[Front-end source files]
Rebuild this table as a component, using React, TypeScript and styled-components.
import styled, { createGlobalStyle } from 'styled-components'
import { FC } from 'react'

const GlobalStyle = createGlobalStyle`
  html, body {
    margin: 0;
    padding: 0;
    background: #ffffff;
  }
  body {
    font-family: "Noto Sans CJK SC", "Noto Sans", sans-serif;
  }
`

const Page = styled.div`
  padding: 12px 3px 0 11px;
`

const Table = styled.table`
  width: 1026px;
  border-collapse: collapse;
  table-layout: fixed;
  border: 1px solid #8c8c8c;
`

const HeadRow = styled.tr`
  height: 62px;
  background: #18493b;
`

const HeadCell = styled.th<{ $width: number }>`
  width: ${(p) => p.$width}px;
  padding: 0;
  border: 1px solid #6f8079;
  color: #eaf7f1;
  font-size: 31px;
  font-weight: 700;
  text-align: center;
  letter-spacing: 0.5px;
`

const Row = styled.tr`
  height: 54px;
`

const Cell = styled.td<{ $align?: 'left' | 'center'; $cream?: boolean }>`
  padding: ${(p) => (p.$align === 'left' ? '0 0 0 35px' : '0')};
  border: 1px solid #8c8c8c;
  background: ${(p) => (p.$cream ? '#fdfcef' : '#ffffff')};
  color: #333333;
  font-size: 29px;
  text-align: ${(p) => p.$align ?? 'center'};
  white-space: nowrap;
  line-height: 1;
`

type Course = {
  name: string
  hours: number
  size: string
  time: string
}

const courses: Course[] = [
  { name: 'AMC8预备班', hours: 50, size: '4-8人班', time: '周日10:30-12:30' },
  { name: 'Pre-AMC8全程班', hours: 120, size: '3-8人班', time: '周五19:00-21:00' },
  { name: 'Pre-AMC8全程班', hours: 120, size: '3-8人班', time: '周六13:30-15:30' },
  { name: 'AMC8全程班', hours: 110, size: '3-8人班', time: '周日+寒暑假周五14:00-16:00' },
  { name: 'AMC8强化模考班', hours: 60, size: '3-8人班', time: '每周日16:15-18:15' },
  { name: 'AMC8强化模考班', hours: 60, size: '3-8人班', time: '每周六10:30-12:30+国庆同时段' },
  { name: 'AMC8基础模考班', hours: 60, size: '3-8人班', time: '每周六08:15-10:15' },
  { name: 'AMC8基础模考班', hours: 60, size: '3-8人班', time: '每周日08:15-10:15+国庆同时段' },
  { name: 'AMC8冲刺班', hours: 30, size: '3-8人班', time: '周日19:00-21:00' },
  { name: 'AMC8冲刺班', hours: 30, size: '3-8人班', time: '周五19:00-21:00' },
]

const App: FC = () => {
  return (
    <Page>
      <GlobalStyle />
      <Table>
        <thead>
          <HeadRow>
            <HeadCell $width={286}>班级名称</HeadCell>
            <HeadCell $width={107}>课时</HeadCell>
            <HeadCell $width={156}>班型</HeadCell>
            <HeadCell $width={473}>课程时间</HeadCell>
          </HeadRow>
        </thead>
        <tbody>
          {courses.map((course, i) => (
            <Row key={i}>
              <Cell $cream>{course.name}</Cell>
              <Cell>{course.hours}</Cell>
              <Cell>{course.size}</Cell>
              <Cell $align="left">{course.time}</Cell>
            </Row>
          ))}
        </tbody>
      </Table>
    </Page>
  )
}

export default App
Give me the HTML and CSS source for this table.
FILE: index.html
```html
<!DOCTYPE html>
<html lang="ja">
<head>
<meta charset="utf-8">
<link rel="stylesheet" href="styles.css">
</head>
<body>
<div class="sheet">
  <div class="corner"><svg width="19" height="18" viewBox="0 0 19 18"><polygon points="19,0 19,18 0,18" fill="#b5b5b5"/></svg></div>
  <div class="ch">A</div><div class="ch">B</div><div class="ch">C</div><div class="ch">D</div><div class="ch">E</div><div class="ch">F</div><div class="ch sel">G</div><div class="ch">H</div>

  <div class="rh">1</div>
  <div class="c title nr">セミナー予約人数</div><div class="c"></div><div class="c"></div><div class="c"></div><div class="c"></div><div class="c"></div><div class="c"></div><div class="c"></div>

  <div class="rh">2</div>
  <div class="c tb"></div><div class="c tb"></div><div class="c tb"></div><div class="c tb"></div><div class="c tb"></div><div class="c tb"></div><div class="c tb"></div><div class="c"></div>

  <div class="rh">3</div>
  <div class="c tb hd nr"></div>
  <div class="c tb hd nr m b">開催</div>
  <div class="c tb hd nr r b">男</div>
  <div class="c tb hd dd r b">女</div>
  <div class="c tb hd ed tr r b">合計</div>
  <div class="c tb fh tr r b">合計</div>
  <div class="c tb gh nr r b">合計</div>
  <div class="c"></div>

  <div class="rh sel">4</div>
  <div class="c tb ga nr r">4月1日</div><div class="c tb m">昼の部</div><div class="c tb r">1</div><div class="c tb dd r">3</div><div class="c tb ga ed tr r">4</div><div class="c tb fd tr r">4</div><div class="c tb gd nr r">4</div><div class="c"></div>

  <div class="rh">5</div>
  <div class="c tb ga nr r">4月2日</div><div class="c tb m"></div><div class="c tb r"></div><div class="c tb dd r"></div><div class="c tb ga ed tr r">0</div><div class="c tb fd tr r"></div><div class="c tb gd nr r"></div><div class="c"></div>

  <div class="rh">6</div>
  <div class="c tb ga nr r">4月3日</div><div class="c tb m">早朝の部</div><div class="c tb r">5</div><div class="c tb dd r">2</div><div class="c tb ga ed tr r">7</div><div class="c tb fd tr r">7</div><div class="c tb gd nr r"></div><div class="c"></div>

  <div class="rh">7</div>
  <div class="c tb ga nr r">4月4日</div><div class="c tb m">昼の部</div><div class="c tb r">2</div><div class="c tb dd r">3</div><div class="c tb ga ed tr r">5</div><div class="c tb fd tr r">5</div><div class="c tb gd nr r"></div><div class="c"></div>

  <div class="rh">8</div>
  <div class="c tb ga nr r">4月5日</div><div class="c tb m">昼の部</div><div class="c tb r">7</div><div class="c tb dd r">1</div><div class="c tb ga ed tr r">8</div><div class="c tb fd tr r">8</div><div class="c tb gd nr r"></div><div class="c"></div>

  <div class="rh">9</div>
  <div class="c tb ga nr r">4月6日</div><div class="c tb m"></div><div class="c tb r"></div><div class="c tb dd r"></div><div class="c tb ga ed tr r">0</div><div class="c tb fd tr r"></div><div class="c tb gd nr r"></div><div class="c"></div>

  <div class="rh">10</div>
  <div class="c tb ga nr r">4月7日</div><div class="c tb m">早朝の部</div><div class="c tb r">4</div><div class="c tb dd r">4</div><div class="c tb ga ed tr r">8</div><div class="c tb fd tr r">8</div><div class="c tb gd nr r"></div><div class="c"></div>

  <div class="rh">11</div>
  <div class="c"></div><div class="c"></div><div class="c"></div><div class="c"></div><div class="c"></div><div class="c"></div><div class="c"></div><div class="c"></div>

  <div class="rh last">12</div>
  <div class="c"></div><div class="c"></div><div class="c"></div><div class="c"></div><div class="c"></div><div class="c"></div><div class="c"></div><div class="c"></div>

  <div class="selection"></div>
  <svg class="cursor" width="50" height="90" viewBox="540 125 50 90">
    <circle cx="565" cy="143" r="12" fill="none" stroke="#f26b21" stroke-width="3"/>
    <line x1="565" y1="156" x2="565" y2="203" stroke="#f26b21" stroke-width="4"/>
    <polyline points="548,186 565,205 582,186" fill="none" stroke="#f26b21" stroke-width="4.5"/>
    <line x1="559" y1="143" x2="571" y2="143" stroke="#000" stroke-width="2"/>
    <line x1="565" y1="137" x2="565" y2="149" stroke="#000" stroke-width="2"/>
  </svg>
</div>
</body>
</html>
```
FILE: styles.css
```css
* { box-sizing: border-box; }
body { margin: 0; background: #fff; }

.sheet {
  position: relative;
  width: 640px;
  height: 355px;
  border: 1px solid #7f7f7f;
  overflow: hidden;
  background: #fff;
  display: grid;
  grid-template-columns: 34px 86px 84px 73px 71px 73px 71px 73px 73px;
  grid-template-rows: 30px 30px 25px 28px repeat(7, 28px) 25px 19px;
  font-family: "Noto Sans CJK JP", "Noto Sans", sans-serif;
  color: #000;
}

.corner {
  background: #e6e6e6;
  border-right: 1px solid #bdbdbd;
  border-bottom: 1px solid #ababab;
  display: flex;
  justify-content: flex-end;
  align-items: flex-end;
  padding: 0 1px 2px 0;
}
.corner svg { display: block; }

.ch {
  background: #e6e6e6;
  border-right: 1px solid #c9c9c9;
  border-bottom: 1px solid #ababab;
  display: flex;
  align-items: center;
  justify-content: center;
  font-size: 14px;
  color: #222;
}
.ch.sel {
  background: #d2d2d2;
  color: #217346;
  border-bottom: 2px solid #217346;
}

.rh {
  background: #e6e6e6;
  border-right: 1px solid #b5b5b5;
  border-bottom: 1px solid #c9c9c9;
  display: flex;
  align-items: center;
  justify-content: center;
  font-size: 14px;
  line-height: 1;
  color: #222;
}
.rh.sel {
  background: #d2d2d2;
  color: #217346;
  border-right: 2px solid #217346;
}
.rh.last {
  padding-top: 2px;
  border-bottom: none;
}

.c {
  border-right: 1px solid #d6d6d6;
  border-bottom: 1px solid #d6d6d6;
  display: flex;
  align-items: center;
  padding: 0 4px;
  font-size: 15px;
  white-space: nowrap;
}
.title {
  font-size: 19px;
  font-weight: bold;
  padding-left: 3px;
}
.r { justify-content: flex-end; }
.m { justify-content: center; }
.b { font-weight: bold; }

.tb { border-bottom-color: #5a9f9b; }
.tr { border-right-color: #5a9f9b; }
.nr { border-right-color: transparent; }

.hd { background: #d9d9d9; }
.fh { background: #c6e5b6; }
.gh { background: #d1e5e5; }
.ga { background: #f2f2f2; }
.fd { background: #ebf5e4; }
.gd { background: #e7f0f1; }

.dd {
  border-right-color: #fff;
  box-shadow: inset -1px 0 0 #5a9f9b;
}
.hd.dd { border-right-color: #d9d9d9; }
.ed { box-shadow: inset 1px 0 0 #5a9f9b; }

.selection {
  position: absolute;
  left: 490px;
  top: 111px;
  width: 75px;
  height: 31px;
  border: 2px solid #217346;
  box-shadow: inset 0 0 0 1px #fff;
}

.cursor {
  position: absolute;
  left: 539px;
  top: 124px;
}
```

Goal of the exercise: Collect each line holding the string "this".

Solution to the exercise:
Rebuild this table as a component, using React, TypeScript and styled-components.
Give me the HTML and CSS source for this table.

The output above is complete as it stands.